Here we are reminded that we are working in symbolism, for we come back from the 
West, i.e., the grave, to this material world. But we have only obtained 
substitutes, and we offer them as some consolation to the spirit, i.e., the W.M. 
The advance to the centre of the room is an obvious reference to the other 
centre. The s...s are communicated by the body to the soul, which passes them on 
to the spirit. The meaning of these s....s is dealt with in the ceremony, but it 
is worth noting that the word shows clearly that the s....t is to be found only 
through the death of the body. The actual Hebrew word whose corrupt form we use 
really means " My son is slain." It is also well to remember that the p.s. and 
the s. of G.& D. (Scottish form) are, old signs which come down from the ancient 
mysteries, and are still found throughout the world. A brief summary of that has 
already been said may be helpful. The p.s. is often associated with Shiva, the 
Destroyer, and is also found appropriately used at Burobudor in Java; it refers 
to that occult centre, the solar plexus. In view of what the lost s...t is, this 
sign is therefore most significant. In other words, it is a hint to those who 
deserve to know while it conceals from those who do not.

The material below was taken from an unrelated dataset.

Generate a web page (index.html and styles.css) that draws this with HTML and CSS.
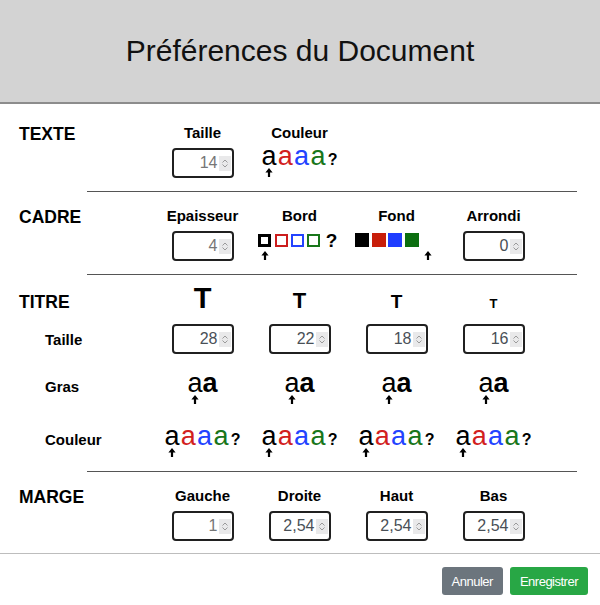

The Scottish sign of G. & D. is found all round the world, and always has the 
same meaning of an appeal for heIp. It is used in the most primitive initiatory 
rites of a boy into manhood, and in Kenya the boy takes it to indicate that he 
is ready for the operation of circumcision to begin. In Nyasaland, among the 
Yaos, it is associated with a grave, and in Mexico the Preserver is shown making 
it. He was slain and rose from the dead, and it is constantly found in Mexico in 
the form of a carving, consisting of a skeleton cut in half at the centre and 
making this sign, as, for example, at the Temple of Uxmal.

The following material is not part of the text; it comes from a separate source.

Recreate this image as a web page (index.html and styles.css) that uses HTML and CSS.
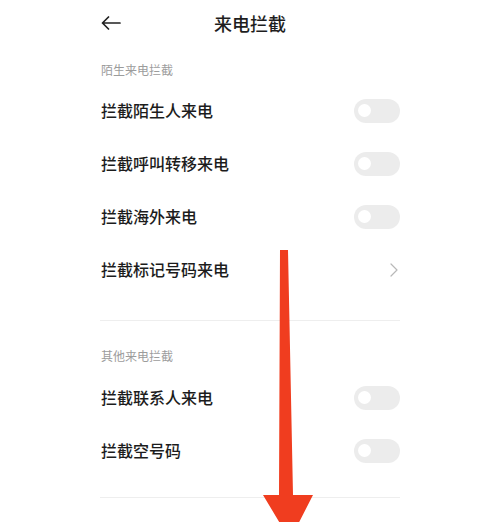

The manner of communicating the s..s and the gr. are equally old. Indeed, the 
lion's grip appears to be the grip of all the Mysteries. It was the Grip of 
Mithra, and by this grip Osiris was raised. Among the Druids it was also known, 
as is shown by a carving at Iona. I have, however, gone into the evidence for 
the antiquity of our signs so fully that I will not take up further space here.

We may as well add, however, that the number "5" no doubt refers to the five 
senses of man, just as the seven steps remind us of the Egyptian sub-division of 
every mortal.

Having received the sub. s...s the W.M., or Spirit, confirms their use till the 
true ones are discovered. This last remark indicates that the quest is not ended 
or abandoned, in reality it has just begun; the first stage only has been 
passed, which stage is death. It also tells every Craft Mason that he a good 
craftsman till he has at least taken the Royal Arch.

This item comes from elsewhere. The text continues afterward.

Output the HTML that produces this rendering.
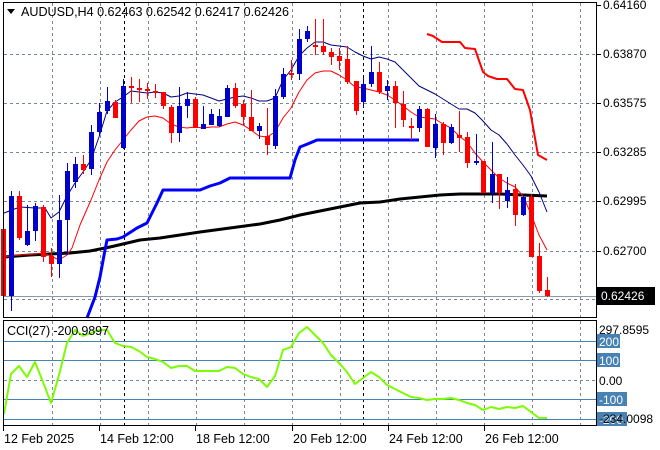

Thus the spirit acknowledges that death is a step forward. It has freed the soul 
of the trammels imposed on it by the body, and so our life's work on earth, as 
symbolised in the Lodge, is closed. The knocks indicate that the spirit now 
dominates the soul and body and before we leave these heights it is well to 
point out that almost all the great religious teachers have taught that in some 
mysterious way this physical body will be transformed, and still be used after 
death. In short, that matter, as well as spirit, is part of God. Science has 
shown that matter is indestructable, though its form may be changed completely, 
and so even after the symbolical death and resurrection, three knocks are still 



This then concludes the third degree. More than any other degree in Craft 
Masonry it has embedded in it ancient landmarks, brought down from a long 
distant past. Under the surface lie hidden, meanings within meanings, which I 
make no pretence to have exhausted. Already this book has exceeded in length 
either of the two previous ones, but to do full justice to the sublime degree 
one would require a volume four times as large as this. I trust, however, that I 
have given some help, more especially to younger brethren, which will aid them 
to glimpse the deeper side of Freemasonry. If they too will strive to discover 
further alternative meanings, I shall feel this labour of mine has been well 

Let me again warn them that just because Masonry is so old, its rituals, in the 
course of years, have been again and again revised, and newer meanings have 
continually been grafted on to the old stock. We are not entitled to say one 
meaning is right and another wrong. Both may be right. Christianity itself has 
taken over a vast mass of pre-Christian ceremonies and symbols, and the student 
is perfectly entitled to consider that both the Christian and the pre-Christian 
interpretations of these symbols are equally deserving of respect.

There is also another point which should be borne in mind. Again and again we 
find that incidents and phrases which appear to have come from the Bible, on 
closer investigation are found not to correspond exactly with the Biblical 
narrative. At one time there was a tendency to say that in these cases it was 
our duty to substitute the Biblical version for the "Inaccurate" traditional 
form. With all due respect I venture to say that such action is totally 
unjustifiable. Masonry is not the Bible. It is a traditional ritual into which 
18th century revisers inserted fragments from the Bible, because that was the 
only book dealing with the period of the masonic incidents which was then 
available to them. To-day, we know a great deal more about this period than did 
our 18th century predecessors, and the modern investigator has just cause to 
lament the well meaning, but misdirected, zeal of these worthy masons, who 
thereby have probably destroyed for ever valuable landmarks, which would have 
helped us to discover the historical growth and the symbolic meaning of many 
parts of our ceremonies.

Such apparent contraditions, and even mistakes, as appear to exist, should be 
carefully retained, for they are sure indications to the conscientous student of 
a connection with a long distant past, which modern methods of research may 
enable us finally to trace to its origin. If, however, they are revised out of 
existence, future generations will have nothing to help them in the task of 
unravelling the true history and meaning of Freemasonry.

If a Sn. does not correspond with the explanation of the manner in which it is 
said to have originated, don't alter the way of giving the Sn., for it is an 
ancient landmark. Rather try to discover if anywhere in the world that Sn. is 
still used in some old ceremony which may throw light on its true origin. If 
H.A.B. was not buried in a c...f...n, don't eliminate the c...f...n from the 
tracing board, but rather bear in mind that his great prototype, Osiris, was so 
buried and that the c...f...n played a peculiarly important part in the legend 
which recounts his death : which legend was hoary with antiquity before K.S. was 

Finally, let me say that even if a man can never fathom the full meaning of the 
third degree, yet there is no man worthy of the name who has passed through that 
third degree but will certainly have learnt one important lesson, namely, how to 
d., and thereby will be the better man.